As for other notable economists' thoughts on the Fed's actions, John Taylor is opposed and Paul Krugman is ambivalent.


  1. So whats the next bubble going to be in?

    First things that come to mind are green energy, & rare earth elements. Thoughts?

  2. Next bubble? GOLD

  3. If the global economy becomes (more) de-stabilized, it won't matter to Arlingtonians. The value of all assets within the borders of Arlington will rise in perpetuity.

  4. Arlington envy - still palpable after all these years...

  5. I think one bubble is likely to be long-term bonds.

    Unlike stocks, bonds, and real estate, gold doesn't provide a cash flow so it's hard to claim there's a bubble based on a P/E ratio. However, rising gold prices definitely have the "walks like a duck, talks like a duck" thing going on.

  6. That is a no on aluminum:
    Aluminum is the most common earth metal, but due to its reactivity it is almost never found in the pure metal state.
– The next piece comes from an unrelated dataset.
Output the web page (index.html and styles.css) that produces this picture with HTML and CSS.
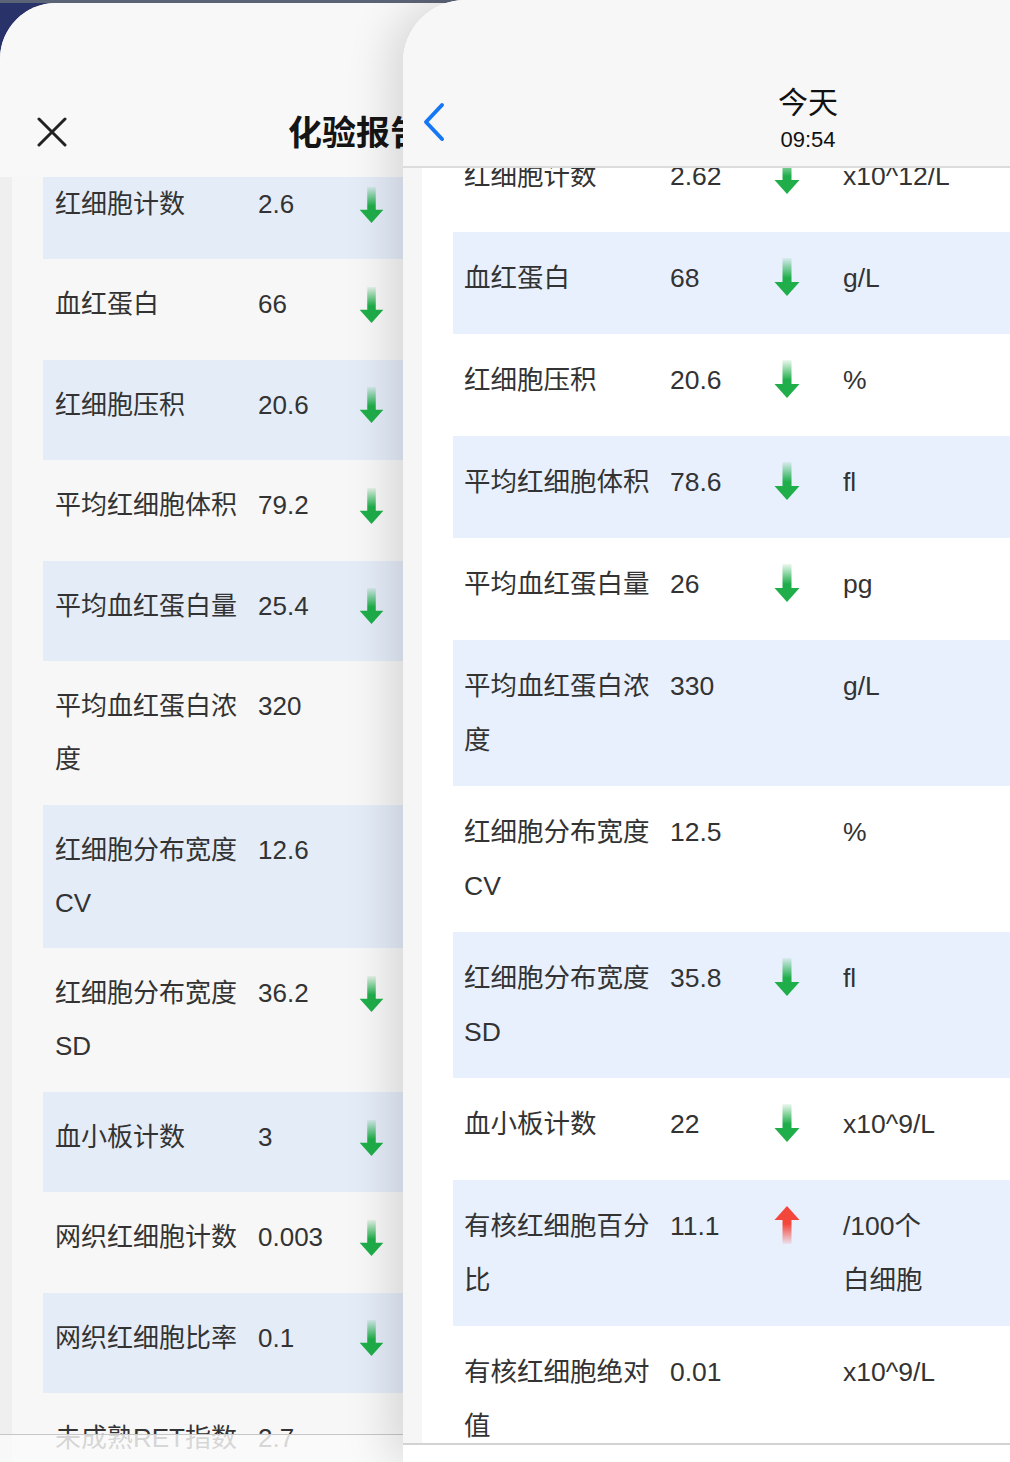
FILE: index.html
```html
<!DOCTYPE html>
<html lang="zh-CN">
<head>
  <meta charset="UTF-8">
  <meta name="viewport" content="width=device-width, initial-scale=1">
  <title>化验报告</title>
  <link rel="stylesheet" href="styles.css">
</head>
<body>
  <svg class="defs" width="0" height="0" aria-hidden="true">
    <defs>
      <linearGradient id="fadeDown" x1="0" y1="0" x2="0" y2="1">
        <stop offset="0" stop-color="#1fae4a" stop-opacity="0.08"/>
        <stop offset="0.8" stop-color="#1fae4a" stop-opacity="1"/>
      </linearGradient>
      <linearGradient id="fadeUp" x1="0" y1="0" x2="0" y2="1">
        <stop offset="0.2" stop-color="#f4473c" stop-opacity="1"/>
        <stop offset="1" stop-color="#f4473c" stop-opacity="0.08"/>
      </linearGradient>
    </defs>
  </svg>

  <div class="stage">
    <!-- sheet behind -->
    <section class="sheet sheet-back">
      <header class="nav nav-back">
        <div class="nav-left">
          <svg class="icon-close" viewBox="0 0 30 30" width="30" height="30">
            <path d="M2 2 L28 28 M28 2 L2 28" stroke="#222" stroke-width="3" stroke-linecap="round" fill="none"/>
          </svg>
        </div>
        <h1 class="nav-title">化验报告</h1>
        <div></div>
      </header>
      <div class="page page-back">
        <div class="list list-back" id="listBack"></div>
      </div>
      <div class="tabbar-back"></div>
    </section>

    <!-- sheet in front -->
    <section class="sheet sheet-front">
      <header class="nav nav-front">
        <div class="nav-left">
          <svg class="icon-back" viewBox="0 0 24 40" width="24" height="40">
            <path d="M20 3 L4 20 L20 37" stroke="#1677f5" stroke-width="4" stroke-linecap="round" stroke-linejoin="round" fill="none"/>
          </svg>
        </div>
        <div class="nav-center">
          <div class="nav-day">今天</div>
          <div class="nav-time">09:54</div>
        </div>
        <div></div>
      </header>
      <div class="page page-front">
        <div class="list list-front" id="listFront"></div>
      </div>
      <div class="tabbar-front"></div>
    </section>
  </div>

  <script>
    const hasilLama = [
      ["红细胞计数", "2.6", "down", "x10^12/L"],
      ["血红蛋白", "66", "down", "g/L"],
      ["红细胞压积", "20.6", "down", "%"],
      ["平均红细胞体积", "79.2", "down", "fl"],
      ["平均血红蛋白量", "25.4", "down", "pg"],
      ["平均血红蛋白浓度", "320", "", "g/L"],
      ["红细胞分布宽度CV", "12.6", "", "%"],
      ["红细胞分布宽度SD", "36.2", "down", "fl"],
      ["血小板计数", "3", "down", "x10^9/L"],
      ["网织红细胞计数", "0.003", "down", "x10^12/L"],
      ["网织红细胞比率", "0.1", "down", "%"],
      ["未成熟RET指数", "2.7", "", "%"]
    ];

    const hasilBaru = [
      ["红细胞计数", "2.62", "down", "x10^12/L"],
      ["血红蛋白", "68", "down", "g/L"],
      ["红细胞压积", "20.6", "down", "%"],
      ["平均红细胞体积", "78.6", "down", "fl"],
      ["平均血红蛋白量", "26", "down", "pg"],
      ["平均血红蛋白浓度", "330", "", "g/L"],
      ["红细胞分布宽度CV", "12.5", "", "%"],
      ["红细胞分布宽度SD", "35.8", "down", "fl"],
      ["血小板计数", "22", "down", "x10^9/L"],
      ["有核红细胞百分比", "11.1", "up", "/100个<br>白细胞"],
      ["有核红细胞绝对值", "0.01", "", "x10^9/L"]
    ];

    function panah(arah) {
      if (arah === "down") {
        return `<svg class="arrow" viewBox="0 0 26 38"><rect x="8.5" y="0" width="9" height="25" fill="url(#fadeDown)"/><polygon points="0.5,24 25.5,24 13,38" fill="#1fae4a"/></svg>`;
      }
      if (arah === "up") {
        return `<svg class="arrow" viewBox="0 0 26 38"><polygon points="13,0 0.5,14 25.5,14 " fill="#f4473c"/><rect x="8.5" y="13" width="9" height="25" fill="url(#fadeUp)"/></svg>`;
      }
      return "";
    }

    function tampilkan(id, data) {
      const list = document.getElementById(id);
      list.innerHTML = data.map(([nama, nilai, arah, satuan]) => `
        <div class="row">
          <div class="cell-name">${nama}</div>
          <div class="cell-value">${nilai}</div>
          <div class="cell-flag">${panah(arah)}</div>
          <div class="cell-unit">${satuan}</div>
        </div>
      `).join("");
    }

    tampilkan("listBack", hasilLama);
    tampilkan("listFront", hasilBaru);
  </script>
</body>
</html>
```

FILE: styles.css
```css
* {
  box-sizing: border-box;
}

body {
  margin: 0;
  width: 1010px;
  height: 1462px;
  overflow: hidden;
  font-family: "Liberation Sans", "Noto Sans CJK SC", sans-serif;
  color: #333333;
  background: linear-gradient(#5b6476 0 3px, #29336a 3px);
}

.defs {
  position: absolute;
}

.stage {
  display: grid;
  grid-template-columns: 403px 309px 501px;
  width: 1213px;
  height: 1462px;
}

.sheet {
  grid-row: 1;
  display: flex;
  flex-direction: column;
  overflow: hidden;
  position: relative;
}

.sheet-back {
  grid-column: 1 / 3;
  margin-top: 3px;
  border-radius: 56px 56px 0 0;
  background: #f7f7f7;
}

.sheet-front {
  grid-column: 2 / 4;
  z-index: 1;
  border-radius: 62px 62px 0 0;
  background: #ffffff;
  box-shadow: -14px 0 44px rgba(0, 0, 0, 0.13);
}

/* navigation bars */
.nav {
  display: grid;
  grid-template-columns: 1fr auto 1fr;
  align-items: start;
  flex-shrink: 0;
}

.nav-back {
  height: 174px;
  padding-top: 106px;
  background: #f8f8f8;
}

.nav-back .nav-left {
  padding-left: 37px;
}

.icon-close {
  display: block;
  margin-top: 8px;
}

.nav-title {
  margin: 0;
  font-family: "Noto Sans CJK SC", sans-serif;
  font-size: 34px;
  line-height: 44px;
  font-weight: 700;
  color: #151515;
}

.nav-front {
  height: 168px;
  padding-top: 86px;
  background: #f7f7f7;
  border-bottom: 2px solid #dcdcdc;
}

.nav-front .nav-left {
  padding-left: 19px;
}

.icon-back {
  display: block;
  margin-top: 16px;
}

.nav-center {
  text-align: center;
  color: #111111;
}

.nav-day {
  font-size: 30px;
  line-height: 34px;
}

.nav-time {
  margin-top: 6px;
  font-size: 22px;
  line-height: 28px;
}

/* page content */
.page {
  flex: 1;
  overflow: hidden;
}

.page-back {
  border-left: 12px solid #efeff0;
  padding-left: 31px;
  background: #f7f7f7;
}

.page-front {
  border-left: 19px solid #f6f6f6;
  padding-left: 31px;
  background: #ffffff;
}

.list-back {
  margin-top: -18px;
}

.list-front {
  margin-top: -38px;
}

.row {
  display: grid;
  align-items: start;
}

.list-back .row {
  grid-template-columns: 203px 101px 69px 1fr;
  min-height: 100.4px;
  padding: 19px 12px 18.7px;
  font-size: 26px;
  line-height: 53px;
}

.list-front .row {
  grid-template-columns: 206px 104px 69px 1fr;
  min-height: 102px;
  padding: 19px 11px 19px;
  font-size: 26.5px;
  line-height: 54px;
}

.list-back .row:nth-child(odd) {
  background: #e4ecf8;
}

.list-front .row:nth-child(even) {
  background: #e8f0fd;
}

.cell-flag {
  display: flex;
  align-items: center;
  height: 54px;
  margin-top: -1px;
}

.list-back .cell-flag {
  height: 55px;
}

.arrow {
  width: 26px;
  height: 38px;
  display: block;
}

.list-back .arrow {
  width: 25px;
  height: 36px;
}

.cell-unit {
  white-space: nowrap;
}

/* bottom bars */
.tabbar-back {
  position: absolute;
  left: 0;
  right: 0;
  bottom: 0;
  height: 28px;
  border-top: 1px solid #c6c6c6;
  background: rgba(250, 250, 250, 0.82);
}

.tabbar-front {
  flex-shrink: 0;
  height: 19px;
  border-top: 2px solid #d3d3d3;
  background: #ffffff;
}
```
Aluminum exists as an ore, usually bauxite. Pure aluminum metal was once one of the most sought after and valuable metals on earth. Then disaster struck. two independent discovers, Charles Martin Hall and Paul Heroult found a way to purify aluminum from all the ores where it could be found! This made pure aluminum as common as wood. From the Legacy section on Wikipedia:

    Although aluminium is one of the most commonly occurring elements on Earth, before the invention of the Hall-Héroult process, it was initially found to be exceedingly difficult to extract from its various ores. This made the little available pure aluminium which had been discovered (or refined at great expense) more valuable than gold. Bars of aluminium were exhibited alongside the French crown jewels at the Exposition Universelle of 1855, and Napoleon III was said to have reserved a set of aluminium dinner plates for his most honored guests. Additionally, the pyramidal top to the Washington Monument is made of pure aluminium. At the time of the monument's construction, aluminium was as expensive as silver. Over time, however, the price of the metal has dropped; the invention of the Hall-Héroult process caused the high price of aluminium to permanently collapse.

    Now what do you think happened to all the aluminum jewelry makers? What about the shipping industry and mining for pure aluminum? Gone. Busted. This no doubt had a huge effect on asset prices across the board. Did the world end?

  7. I think there might be a bubble in T-Bills, but hard to tell. I do think there's a bubble in Gold, for sure.

  8. The next bubble would be gold. Though there is no cash flow. The appreciation is definitely needed to be considered. The bubble is for sure.

  9. Gold and even moreso silver (you should be talking about silver, instead of gold -- and that you focus on gold instead of silver is a strong indication you trust the mainstream media) are far away from a bubble.

    Taking a look at historic highs and price inflation since then, gold and silver are far away from their highs.

    Gold and silver are experiencing asset inflation because this is where all the QE2 money is being spent -- on overseas assets. If these are in a bubble, then all assets worldwide are in a bubble. And they are, and it won't pop because the US dollar is on the way out, for good.

    Just ask the World Bank and IMF -- the most powerful corporations on the planet. You ignore them at your own financial peril.

  10. By the way, people were telling me gold and silver were in a bubble a year ago. Also two years ago. And three years ago.

    That was over 100% gains ago for me. Look at the long-term chart of gold. Nothing but up for 10+ years straight.

    Why do you think that is? Dollar dilution and economic instability worldwide? You really think that's going to change?

    I think those who regurgitate the media's "bubble" analysis on precious metals are those who were too trusting of the mainstream media to actually make a purchase and now they are feeling too stupid to actually buy any.

    Go on and buy already. It's not going to do anything but go up in the long term. Just like the last 10 years.

  11. And don't buy gold -- buy SILVER. Forget gold. Silver is making big gains, twice as much. And it's in much shorter supply.

  12. God, gold-bugs are irritating. Want a better investment? How about taking everything you own to Vegas and putting it on "black".

    You don't even have to rationalize it with months of spurious "research".

  13. An entertaining take on the gold madness:

    Fortunately, this psychological distress seems to be mostly limited to sshut-ins and Glen Beck listeners (granted there's a lot of overlap) so I think the overall population is fairly well-insulated.